__Written task__.
Write out the listing beneath this instruction in its entirety, exactly as it reads.

__Information provided__.
§
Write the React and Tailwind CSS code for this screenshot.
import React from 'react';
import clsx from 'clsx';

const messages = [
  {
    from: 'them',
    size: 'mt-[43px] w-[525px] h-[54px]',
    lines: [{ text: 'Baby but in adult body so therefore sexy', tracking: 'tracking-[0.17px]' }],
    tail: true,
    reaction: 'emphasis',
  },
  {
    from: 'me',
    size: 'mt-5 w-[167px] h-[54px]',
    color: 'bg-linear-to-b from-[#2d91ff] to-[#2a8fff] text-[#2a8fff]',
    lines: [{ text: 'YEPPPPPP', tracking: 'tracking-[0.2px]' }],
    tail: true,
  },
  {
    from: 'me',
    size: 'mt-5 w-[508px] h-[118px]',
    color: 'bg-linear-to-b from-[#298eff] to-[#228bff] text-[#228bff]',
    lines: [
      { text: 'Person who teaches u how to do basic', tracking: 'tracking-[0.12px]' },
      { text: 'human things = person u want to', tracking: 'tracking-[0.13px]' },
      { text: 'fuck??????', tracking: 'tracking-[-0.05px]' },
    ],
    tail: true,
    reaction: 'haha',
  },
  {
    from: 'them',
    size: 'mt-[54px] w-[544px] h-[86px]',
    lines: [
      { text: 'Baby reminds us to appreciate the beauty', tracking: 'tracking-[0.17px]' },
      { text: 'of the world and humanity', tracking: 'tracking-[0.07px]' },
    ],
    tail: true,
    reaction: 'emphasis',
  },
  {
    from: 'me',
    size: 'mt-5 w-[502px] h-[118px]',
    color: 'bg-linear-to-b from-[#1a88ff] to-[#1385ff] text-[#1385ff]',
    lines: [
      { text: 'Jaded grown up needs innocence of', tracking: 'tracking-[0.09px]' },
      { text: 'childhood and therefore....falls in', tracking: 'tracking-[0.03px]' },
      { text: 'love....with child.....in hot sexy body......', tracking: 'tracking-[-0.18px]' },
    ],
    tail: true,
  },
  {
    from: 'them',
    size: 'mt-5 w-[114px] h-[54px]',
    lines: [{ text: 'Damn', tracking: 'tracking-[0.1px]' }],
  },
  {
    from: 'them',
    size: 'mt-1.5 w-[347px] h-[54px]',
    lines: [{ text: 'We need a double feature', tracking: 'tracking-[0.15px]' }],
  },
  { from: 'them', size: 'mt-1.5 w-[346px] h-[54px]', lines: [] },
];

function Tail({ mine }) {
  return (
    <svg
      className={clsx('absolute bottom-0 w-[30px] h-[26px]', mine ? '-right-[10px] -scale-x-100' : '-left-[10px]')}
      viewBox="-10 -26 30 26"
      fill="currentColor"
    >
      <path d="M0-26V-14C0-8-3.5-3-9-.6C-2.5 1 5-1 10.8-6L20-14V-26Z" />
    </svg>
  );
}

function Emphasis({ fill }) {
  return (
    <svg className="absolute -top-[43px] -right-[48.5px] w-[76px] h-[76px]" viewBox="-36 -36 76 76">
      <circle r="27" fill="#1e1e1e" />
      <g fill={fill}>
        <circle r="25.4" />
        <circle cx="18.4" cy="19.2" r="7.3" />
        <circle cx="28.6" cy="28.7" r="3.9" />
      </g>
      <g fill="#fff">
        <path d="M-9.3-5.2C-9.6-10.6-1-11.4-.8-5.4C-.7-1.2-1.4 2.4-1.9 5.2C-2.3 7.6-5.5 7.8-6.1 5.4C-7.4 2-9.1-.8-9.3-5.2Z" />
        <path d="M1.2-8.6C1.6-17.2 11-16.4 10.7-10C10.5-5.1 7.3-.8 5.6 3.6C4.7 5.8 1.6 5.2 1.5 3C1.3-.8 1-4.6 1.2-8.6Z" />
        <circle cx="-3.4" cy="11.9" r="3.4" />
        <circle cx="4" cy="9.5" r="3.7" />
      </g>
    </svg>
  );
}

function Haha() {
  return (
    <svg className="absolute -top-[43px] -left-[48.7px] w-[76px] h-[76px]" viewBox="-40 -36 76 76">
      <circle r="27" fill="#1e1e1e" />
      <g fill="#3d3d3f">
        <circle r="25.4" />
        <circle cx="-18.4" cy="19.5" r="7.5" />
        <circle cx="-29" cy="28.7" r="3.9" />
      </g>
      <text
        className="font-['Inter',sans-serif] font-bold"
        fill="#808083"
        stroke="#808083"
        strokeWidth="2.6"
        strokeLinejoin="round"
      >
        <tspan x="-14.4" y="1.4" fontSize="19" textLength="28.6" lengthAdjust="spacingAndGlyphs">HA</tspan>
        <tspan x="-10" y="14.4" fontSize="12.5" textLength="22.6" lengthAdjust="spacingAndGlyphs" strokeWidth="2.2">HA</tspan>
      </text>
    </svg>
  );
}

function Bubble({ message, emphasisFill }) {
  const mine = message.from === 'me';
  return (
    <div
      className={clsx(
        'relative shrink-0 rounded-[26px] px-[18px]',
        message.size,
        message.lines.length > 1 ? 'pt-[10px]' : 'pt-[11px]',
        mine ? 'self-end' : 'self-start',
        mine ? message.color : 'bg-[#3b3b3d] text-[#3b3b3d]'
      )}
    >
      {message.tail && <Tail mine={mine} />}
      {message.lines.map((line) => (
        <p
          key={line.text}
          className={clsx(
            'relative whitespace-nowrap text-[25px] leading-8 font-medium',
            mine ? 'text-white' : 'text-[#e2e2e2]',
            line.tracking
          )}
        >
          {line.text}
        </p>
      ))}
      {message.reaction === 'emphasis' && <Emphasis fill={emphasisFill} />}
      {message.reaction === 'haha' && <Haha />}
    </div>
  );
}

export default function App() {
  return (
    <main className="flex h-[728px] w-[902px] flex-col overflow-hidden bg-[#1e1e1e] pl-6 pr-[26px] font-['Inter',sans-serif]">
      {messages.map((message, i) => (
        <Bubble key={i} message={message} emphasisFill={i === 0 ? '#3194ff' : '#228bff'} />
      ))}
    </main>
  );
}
§
__Solution for this problem__.
Write the React and Tailwind CSS code for this screenshot.
import React from 'react';
import clsx from 'clsx';

const messages = [
  {
    from: 'them',
    size: 'mt-[43px] w-[525px] h-[54px]',
    lines: [{ text: 'Baby but in adult body so therefore sexy', tracking: 'tracking-[0.17px]' }],
    tail: true,
    reaction: 'emphasis',
  },
  {
    from: 'me',
    size: 'mt-5 w-[167px] h-[54px]',
    color: 'bg-linear-to-b from-[#2d91ff] to-[#2a8fff] text-[#2a8fff]',
    lines: [{ text: 'YEPPPPPP', tracking: 'tracking-[0.2px]' }],
    tail: true,
  },
  {
    from: 'me',
    size: 'mt-5 w-[508px] h-[118px]',
    color: 'bg-linear-to-b from-[#298eff] to-[#228bff] text-[#228bff]',
    lines: [
      { text: 'Person who teaches u how to do basic', tracking: 'tracking-[0.12px]' },
      { text: 'human things = person u want to', tracking: 'tracking-[0.13px]' },
      { text: 'fuck??????', tracking: 'tracking-[-0.05px]' },
    ],
    tail: true,
    reaction: 'haha',
  },
  {
    from: 'them',
    size: 'mt-[54px] w-[544px] h-[86px]',
    lines: [
      { text: 'Baby reminds us to appreciate the beauty', tracking: 'tracking-[0.17px]' },
      { text: 'of the world and humanity', tracking: 'tracking-[0.07px]' },
    ],
    tail: true,
    reaction: 'emphasis',
  },
  {
    from: 'me',
    size: 'mt-5 w-[502px] h-[118px]',
    color: 'bg-linear-to-b from-[#1a88ff] to-[#1385ff] text-[#1385ff]',
    lines: [
      { text: 'Jaded grown up needs innocence of', tracking: 'tracking-[0.09px]' },
      { text: 'childhood and therefore....falls in', tracking: 'tracking-[0.03px]' },
      { text: 'love....with child.....in hot sexy body......', tracking: 'tracking-[-0.18px]' },
    ],
    tail: true,
  },
  {
    from: 'them',
    size: 'mt-5 w-[114px] h-[54px]',
    lines: [{ text: 'Damn', tracking: 'tracking-[0.1px]' }],
  },
  {
    from: 'them',
    size: 'mt-1.5 w-[347px] h-[54px]',
    lines: [{ text: 'We need a double feature', tracking: 'tracking-[0.15px]' }],
  },
  { from: 'them', size: 'mt-1.5 w-[346px] h-[54px]', lines: [] },
];

function Tail({ mine }) {
  return (
    <svg
      className={clsx('absolute bottom-0 w-[30px] h-[26px]', mine ? '-right-[10px] -scale-x-100' : '-left-[10px]')}
      viewBox="-10 -26 30 26"
      fill="currentColor"
    >
      <path d="M0-26V-14C0-8-3.5-3-9-.6C-2.5 1 5-1 10.8-6L20-14V-26Z" />
    </svg>
  );
}

function Emphasis({ fill }) {
  return (
    <svg className="absolute -top-[43px] -right-[48.5px] w-[76px] h-[76px]" viewBox="-36 -36 76 76">
      <circle r="27" fill="#1e1e1e" />
      <g fill={fill}>
        <circle r="25.4" />
        <circle cx="18.4" cy="19.2" r="7.3" />
        <circle cx="28.6" cy="28.7" r="3.9" />
      </g>
      <g fill="#fff">
        <path d="M-9.3-5.2C-9.6-10.6-1-11.4-.8-5.4C-.7-1.2-1.4 2.4-1.9 5.2C-2.3 7.6-5.5 7.8-6.1 5.4C-7.4 2-9.1-.8-9.3-5.2Z" />
        <path d="M1.2-8.6C1.6-17.2 11-16.4 10.7-10C10.5-5.1 7.3-.8 5.6 3.6C4.7 5.8 1.6 5.2 1.5 3C1.3-.8 1-4.6 1.2-8.6Z" />
        <circle cx="-3.4" cy="11.9" r="3.4" />
        <circle cx="4" cy="9.5" r="3.7" />
      </g>
    </svg>
  );
}

function Haha() {
  return (
    <svg className="absolute -top-[43px] -left-[48.7px] w-[76px] h-[76px]" viewBox="-40 -36 76 76">
      <circle r="27" fill="#1e1e1e" />
      <g fill="#3d3d3f">
        <circle r="25.4" />
        <circle cx="-18.4" cy="19.5" r="7.5" />
        <circle cx="-29" cy="28.7" r="3.9" />
      </g>
      <text
        className="font-['Inter',sans-serif] font-bold"
        fill="#808083"
        stroke="#808083"
        strokeWidth="2.6"
        strokeLinejoin="round"
      >
        <tspan x="-14.4" y="1.4" fontSize="19" textLength="28.6" lengthAdjust="spacingAndGlyphs">HA</tspan>
        <tspan x="-10" y="14.4" fontSize="12.5" textLength="22.6" lengthAdjust="spacingAndGlyphs" strokeWidth="2.2">HA</tspan>
      </text>
    </svg>
  );
}

function Bubble({ message, emphasisFill }) {
  const mine = message.from === 'me';
  return (
    <div
      className={clsx(
        'relative shrink-0 rounded-[26px] px-[18px]',
        message.size,
        message.lines.length > 1 ? 'pt-[10px]' : 'pt-[11px]',
        mine ? 'self-end' : 'self-start',
        mine ? message.color : 'bg-[#3b3b3d] text-[#3b3b3d]'
      )}
    >
      {message.tail && <Tail mine={mine} />}
      {message.lines.map((line) => (
        <p
          key={line.text}
          className={clsx(
            'relative whitespace-nowrap text-[25px] leading-8 font-medium',
            mine ? 'text-white' : 'text-[#e2e2e2]',
            line.tracking
          )}
        >
          {line.text}
        </p>
      ))}
      {message.reaction === 'emphasis' && <Emphasis fill={emphasisFill} />}
      {message.reaction === 'haha' && <Haha />}
    </div>
  );
}

export default function App() {
  return (
    <main className="flex h-[728px] w-[902px] flex-col overflow-hidden bg-[#1e1e1e] pl-6 pr-[26px] font-['Inter',sans-serif]">
      {messages.map((message, i) => (
        <Bubble key={i} message={message} emphasisFill={i === 0 ? '#3194ff' : '#228bff'} />
      ))}
    </main>
  );
}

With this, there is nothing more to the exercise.